> Given exercise
Take the data that follows and retype it word for word.

┌──

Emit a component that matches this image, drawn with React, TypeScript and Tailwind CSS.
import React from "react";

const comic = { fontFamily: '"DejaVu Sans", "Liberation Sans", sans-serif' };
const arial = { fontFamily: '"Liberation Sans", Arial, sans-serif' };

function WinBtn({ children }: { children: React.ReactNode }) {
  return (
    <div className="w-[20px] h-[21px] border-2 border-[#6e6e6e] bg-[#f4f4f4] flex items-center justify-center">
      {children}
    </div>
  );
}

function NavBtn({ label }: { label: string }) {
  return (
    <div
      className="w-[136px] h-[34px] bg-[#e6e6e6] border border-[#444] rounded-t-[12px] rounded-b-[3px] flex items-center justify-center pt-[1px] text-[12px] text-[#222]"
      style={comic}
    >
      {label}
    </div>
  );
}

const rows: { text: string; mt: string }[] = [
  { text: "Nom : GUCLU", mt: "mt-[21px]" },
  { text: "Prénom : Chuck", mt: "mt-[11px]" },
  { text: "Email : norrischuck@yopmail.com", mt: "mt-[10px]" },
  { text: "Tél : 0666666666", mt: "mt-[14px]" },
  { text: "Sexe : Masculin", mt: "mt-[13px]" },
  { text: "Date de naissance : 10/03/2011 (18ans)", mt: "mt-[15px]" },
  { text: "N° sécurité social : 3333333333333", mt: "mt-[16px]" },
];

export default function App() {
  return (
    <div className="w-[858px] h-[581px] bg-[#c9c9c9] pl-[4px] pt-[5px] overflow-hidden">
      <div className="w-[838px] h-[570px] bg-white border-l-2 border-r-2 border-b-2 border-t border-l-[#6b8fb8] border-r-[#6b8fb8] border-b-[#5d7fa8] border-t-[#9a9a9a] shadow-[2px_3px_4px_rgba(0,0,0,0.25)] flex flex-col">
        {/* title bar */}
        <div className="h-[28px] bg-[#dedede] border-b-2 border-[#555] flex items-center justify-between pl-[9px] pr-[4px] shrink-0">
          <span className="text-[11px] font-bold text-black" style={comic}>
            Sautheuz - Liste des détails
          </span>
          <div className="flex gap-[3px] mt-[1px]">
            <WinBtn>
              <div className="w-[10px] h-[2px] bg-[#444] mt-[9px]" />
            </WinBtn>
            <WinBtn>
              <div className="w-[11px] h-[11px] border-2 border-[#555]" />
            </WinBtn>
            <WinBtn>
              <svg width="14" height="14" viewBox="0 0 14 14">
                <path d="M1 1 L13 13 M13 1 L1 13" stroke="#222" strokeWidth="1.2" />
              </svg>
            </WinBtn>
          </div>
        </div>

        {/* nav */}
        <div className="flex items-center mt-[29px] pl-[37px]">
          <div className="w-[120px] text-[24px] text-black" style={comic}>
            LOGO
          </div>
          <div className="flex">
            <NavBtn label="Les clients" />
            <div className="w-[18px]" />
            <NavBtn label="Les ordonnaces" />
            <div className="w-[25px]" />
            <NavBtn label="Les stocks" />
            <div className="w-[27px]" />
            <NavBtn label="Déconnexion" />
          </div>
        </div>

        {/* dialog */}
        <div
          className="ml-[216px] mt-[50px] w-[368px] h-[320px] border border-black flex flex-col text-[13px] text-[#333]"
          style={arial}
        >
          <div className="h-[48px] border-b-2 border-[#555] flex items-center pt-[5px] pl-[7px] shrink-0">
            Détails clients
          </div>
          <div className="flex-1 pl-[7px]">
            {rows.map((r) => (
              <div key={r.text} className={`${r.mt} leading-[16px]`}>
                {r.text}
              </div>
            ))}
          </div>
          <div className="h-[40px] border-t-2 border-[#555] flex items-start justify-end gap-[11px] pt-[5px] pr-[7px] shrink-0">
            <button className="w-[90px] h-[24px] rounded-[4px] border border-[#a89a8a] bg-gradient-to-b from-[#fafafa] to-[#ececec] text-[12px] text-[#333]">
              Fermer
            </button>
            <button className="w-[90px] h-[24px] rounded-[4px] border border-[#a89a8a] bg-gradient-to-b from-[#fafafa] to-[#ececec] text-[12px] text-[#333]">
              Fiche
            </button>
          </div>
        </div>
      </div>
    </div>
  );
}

└──

> Written solution
Emit a component that matches this image, drawn with React, TypeScript and Tailwind CSS.
import React from "react";

const comic = { fontFamily: '"DejaVu Sans", "Liberation Sans", sans-serif' };
const arial = { fontFamily: '"Liberation Sans", Arial, sans-serif' };

function WinBtn({ children }: { children: React.ReactNode }) {
  return (
    <div className="w-[20px] h-[21px] border-2 border-[#6e6e6e] bg-[#f4f4f4] flex items-center justify-center">
      {children}
    </div>
  );
}

function NavBtn({ label }: { label: string }) {
  return (
    <div
      className="w-[136px] h-[34px] bg-[#e6e6e6] border border-[#444] rounded-t-[12px] rounded-b-[3px] flex items-center justify-center pt-[1px] text-[12px] text-[#222]"
      style={comic}
    >
      {label}
    </div>
  );
}

const rows: { text: string; mt: string }[] = [
  { text: "Nom : GUCLU", mt: "mt-[21px]" },
  { text: "Prénom : Chuck", mt: "mt-[11px]" },
  { text: "Email : norrischuck@yopmail.com", mt: "mt-[10px]" },
  { text: "Tél : 0666666666", mt: "mt-[14px]" },
  { text: "Sexe : Masculin", mt: "mt-[13px]" },
  { text: "Date de naissance : 10/03/2011 (18ans)", mt: "mt-[15px]" },
  { text: "N° sécurité social : 3333333333333", mt: "mt-[16px]" },
];

export default function App() {
  return (
    <div className="w-[858px] h-[581px] bg-[#c9c9c9] pl-[4px] pt-[5px] overflow-hidden">
      <div className="w-[838px] h-[570px] bg-white border-l-2 border-r-2 border-b-2 border-t border-l-[#6b8fb8] border-r-[#6b8fb8] border-b-[#5d7fa8] border-t-[#9a9a9a] shadow-[2px_3px_4px_rgba(0,0,0,0.25)] flex flex-col">
        {/* title bar */}
        <div className="h-[28px] bg-[#dedede] border-b-2 border-[#555] flex items-center justify-between pl-[9px] pr-[4px] shrink-0">
          <span className="text-[11px] font-bold text-black" style={comic}>
            Sautheuz - Liste des détails
          </span>
          <div className="flex gap-[3px] mt-[1px]">
            <WinBtn>
              <div className="w-[10px] h-[2px] bg-[#444] mt-[9px]" />
            </WinBtn>
            <WinBtn>
              <div className="w-[11px] h-[11px] border-2 border-[#555]" />
            </WinBtn>
            <WinBtn>
              <svg width="14" height="14" viewBox="0 0 14 14">
                <path d="M1 1 L13 13 M13 1 L1 13" stroke="#222" strokeWidth="1.2" />
              </svg>
            </WinBtn>
          </div>
        </div>

        {/* nav */}
        <div className="flex items-center mt-[29px] pl-[37px]">
          <div className="w-[120px] text-[24px] text-black" style={comic}>
            LOGO
          </div>
          <div className="flex">
            <NavBtn label="Les clients" />
            <div className="w-[18px]" />
            <NavBtn label="Les ordonnaces" />
            <div className="w-[25px]" />
            <NavBtn label="Les stocks" />
            <div className="w-[27px]" />
            <NavBtn label="Déconnexion" />
          </div>
        </div>

        {/* dialog */}
        <div
          className="ml-[216px] mt-[50px] w-[368px] h-[320px] border border-black flex flex-col text-[13px] text-[#333]"
          style={arial}
        >
          <div className="h-[48px] border-b-2 border-[#555] flex items-center pt-[5px] pl-[7px] shrink-0">
            Détails clients
          </div>
          <div className="flex-1 pl-[7px]">
            {rows.map((r) => (
              <div key={r.text} className={`${r.mt} leading-[16px]`}>
                {r.text}
              </div>
            ))}
          </div>
          <div className="h-[40px] border-t-2 border-[#555] flex items-start justify-end gap-[11px] pt-[5px] pr-[7px] shrink-0">
            <button className="w-[90px] h-[24px] rounded-[4px] border border-[#a89a8a] bg-gradient-to-b from-[#fafafa] to-[#ececec] text-[12px] text-[#333]">
              Fermer
            </button>
            <button className="w-[90px] h-[24px] rounded-[4px] border border-[#a89a8a] bg-gradient-to-b from-[#fafafa] to-[#ececec] text-[12px] text-[#333]">
              Fiche
            </button>
          </div>
        </div>
      </div>
    </div>
  );
}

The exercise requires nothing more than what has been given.